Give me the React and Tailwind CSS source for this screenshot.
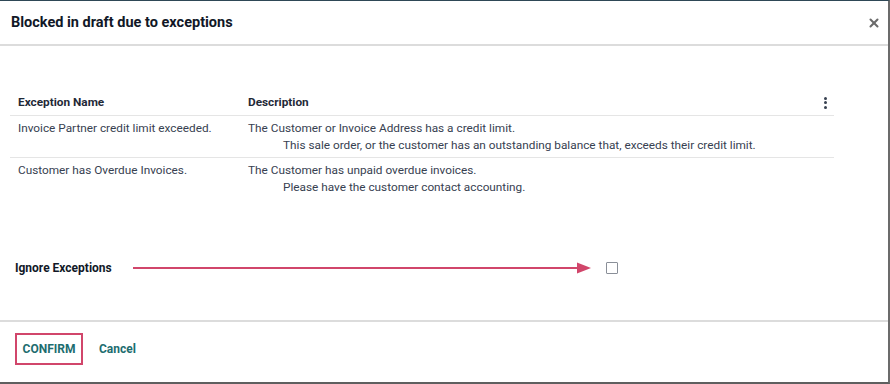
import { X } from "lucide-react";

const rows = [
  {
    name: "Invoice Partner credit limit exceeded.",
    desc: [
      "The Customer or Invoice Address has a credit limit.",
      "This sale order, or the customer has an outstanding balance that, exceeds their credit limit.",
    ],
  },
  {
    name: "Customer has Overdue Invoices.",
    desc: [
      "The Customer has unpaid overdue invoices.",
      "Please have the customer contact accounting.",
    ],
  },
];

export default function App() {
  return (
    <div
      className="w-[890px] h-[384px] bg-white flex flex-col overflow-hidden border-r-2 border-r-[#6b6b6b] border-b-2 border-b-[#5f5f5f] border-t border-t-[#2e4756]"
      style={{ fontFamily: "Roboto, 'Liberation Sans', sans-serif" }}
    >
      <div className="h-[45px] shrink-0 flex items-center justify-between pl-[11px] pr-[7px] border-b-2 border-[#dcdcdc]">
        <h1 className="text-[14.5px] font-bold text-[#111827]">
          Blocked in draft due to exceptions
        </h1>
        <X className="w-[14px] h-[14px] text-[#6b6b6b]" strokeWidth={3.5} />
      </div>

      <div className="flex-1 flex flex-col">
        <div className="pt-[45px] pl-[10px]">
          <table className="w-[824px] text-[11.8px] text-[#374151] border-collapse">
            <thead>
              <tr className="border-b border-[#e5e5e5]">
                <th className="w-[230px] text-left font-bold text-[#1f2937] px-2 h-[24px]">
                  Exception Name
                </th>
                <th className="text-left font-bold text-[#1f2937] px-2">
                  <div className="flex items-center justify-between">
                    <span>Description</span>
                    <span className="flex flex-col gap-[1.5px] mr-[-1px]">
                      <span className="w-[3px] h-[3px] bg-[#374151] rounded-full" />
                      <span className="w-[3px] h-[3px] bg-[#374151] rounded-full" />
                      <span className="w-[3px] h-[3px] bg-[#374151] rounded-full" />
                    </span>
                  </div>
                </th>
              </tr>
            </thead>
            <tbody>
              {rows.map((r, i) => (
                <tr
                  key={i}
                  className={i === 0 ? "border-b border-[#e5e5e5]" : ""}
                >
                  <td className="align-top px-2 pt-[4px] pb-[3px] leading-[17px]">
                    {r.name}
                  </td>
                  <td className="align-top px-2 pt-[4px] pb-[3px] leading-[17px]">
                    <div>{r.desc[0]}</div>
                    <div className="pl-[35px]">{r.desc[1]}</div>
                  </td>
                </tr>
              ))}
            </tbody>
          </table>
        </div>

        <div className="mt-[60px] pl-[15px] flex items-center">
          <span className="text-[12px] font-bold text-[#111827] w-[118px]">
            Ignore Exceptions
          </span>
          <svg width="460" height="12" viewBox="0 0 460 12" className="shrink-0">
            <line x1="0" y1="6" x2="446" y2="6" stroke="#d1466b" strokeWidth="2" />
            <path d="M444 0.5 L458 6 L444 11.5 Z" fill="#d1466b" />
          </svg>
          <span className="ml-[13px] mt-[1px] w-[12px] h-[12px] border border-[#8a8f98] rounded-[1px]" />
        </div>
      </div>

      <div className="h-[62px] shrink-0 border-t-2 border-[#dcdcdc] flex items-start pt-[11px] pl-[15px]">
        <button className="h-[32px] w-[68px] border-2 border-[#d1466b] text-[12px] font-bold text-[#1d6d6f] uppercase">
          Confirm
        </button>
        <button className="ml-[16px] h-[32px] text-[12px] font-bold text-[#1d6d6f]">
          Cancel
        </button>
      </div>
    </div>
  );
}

## Your instructions
Omit the pictures, and quote the material above exactly as given.

## Solution to the problem
Give me the React and Tailwind CSS source for this screenshot.
import { X } from "lucide-react";

const rows = [
  {
    name: "Invoice Partner credit limit exceeded.",
    desc: [
      "The Customer or Invoice Address has a credit limit.",
      "This sale order, or the customer has an outstanding balance that, exceeds their credit limit.",
    ],
  },
  {
    name: "Customer has Overdue Invoices.",
    desc: [
      "The Customer has unpaid overdue invoices.",
      "Please have the customer contact accounting.",
    ],
  },
];

export default function App() {
  return (
    <div
      className="w-[890px] h-[384px] bg-white flex flex-col overflow-hidden border-r-2 border-r-[#6b6b6b] border-b-2 border-b-[#5f5f5f] border-t border-t-[#2e4756]"
      style={{ fontFamily: "Roboto, 'Liberation Sans', sans-serif" }}
    >
      <div className="h-[45px] shrink-0 flex items-center justify-between pl-[11px] pr-[7px] border-b-2 border-[#dcdcdc]">
        <h1 className="text-[14.5px] font-bold text-[#111827]">
          Blocked in draft due to exceptions
        </h1>
        <X className="w-[14px] h-[14px] text-[#6b6b6b]" strokeWidth={3.5} />
      </div>

      <div className="flex-1 flex flex-col">
        <div className="pt-[45px] pl-[10px]">
          <table className="w-[824px] text-[11.8px] text-[#374151] border-collapse">
            <thead>
              <tr className="border-b border-[#e5e5e5]">
                <th className="w-[230px] text-left font-bold text-[#1f2937] px-2 h-[24px]">
                  Exception Name
                </th>
                <th className="text-left font-bold text-[#1f2937] px-2">
                  <div className="flex items-center justify-between">
                    <span>Description</span>
                    <span className="flex flex-col gap-[1.5px] mr-[-1px]">
                      <span className="w-[3px] h-[3px] bg-[#374151] rounded-full" />
                      <span className="w-[3px] h-[3px] bg-[#374151] rounded-full" />
                      <span className="w-[3px] h-[3px] bg-[#374151] rounded-full" />
                    </span>
                  </div>
                </th>
              </tr>
            </thead>
            <tbody>
              {rows.map((r, i) => (
                <tr
                  key={i}
                  className={i === 0 ? "border-b border-[#e5e5e5]" : ""}
                >
                  <td className="align-top px-2 pt-[4px] pb-[3px] leading-[17px]">
                    {r.name}
                  </td>
                  <td className="align-top px-2 pt-[4px] pb-[3px] leading-[17px]">
                    <div>{r.desc[0]}</div>
                    <div className="pl-[35px]">{r.desc[1]}</div>
                  </td>
                </tr>
              ))}
            </tbody>
          </table>
        </div>

        <div className="mt-[60px] pl-[15px] flex items-center">
          <span className="text-[12px] font-bold text-[#111827] w-[118px]">
            Ignore Exceptions
          </span>
          <svg width="460" height="12" viewBox="0 0 460 12" className="shrink-0">
            <line x1="0" y1="6" x2="446" y2="6" stroke="#d1466b" strokeWidth="2" />
            <path d="M444 0.5 L458 6 L444 11.5 Z" fill="#d1466b" />
          </svg>
          <span className="ml-[13px] mt-[1px] w-[12px] h-[12px] border border-[#8a8f98] rounded-[1px]" />
        </div>
      </div>

      <div className="h-[62px] shrink-0 border-t-2 border-[#dcdcdc] flex items-start pt-[11px] pl-[15px]">
        <button className="h-[32px] w-[68px] border-2 border-[#d1466b] text-[12px] font-bold text-[#1d6d6f] uppercase">
          Confirm
        </button>
        <button className="ml-[16px] h-[32px] text-[12px] font-bold text-[#1d6d6f]">
          Cancel
        </button>
      </div>
    </div>
  );
}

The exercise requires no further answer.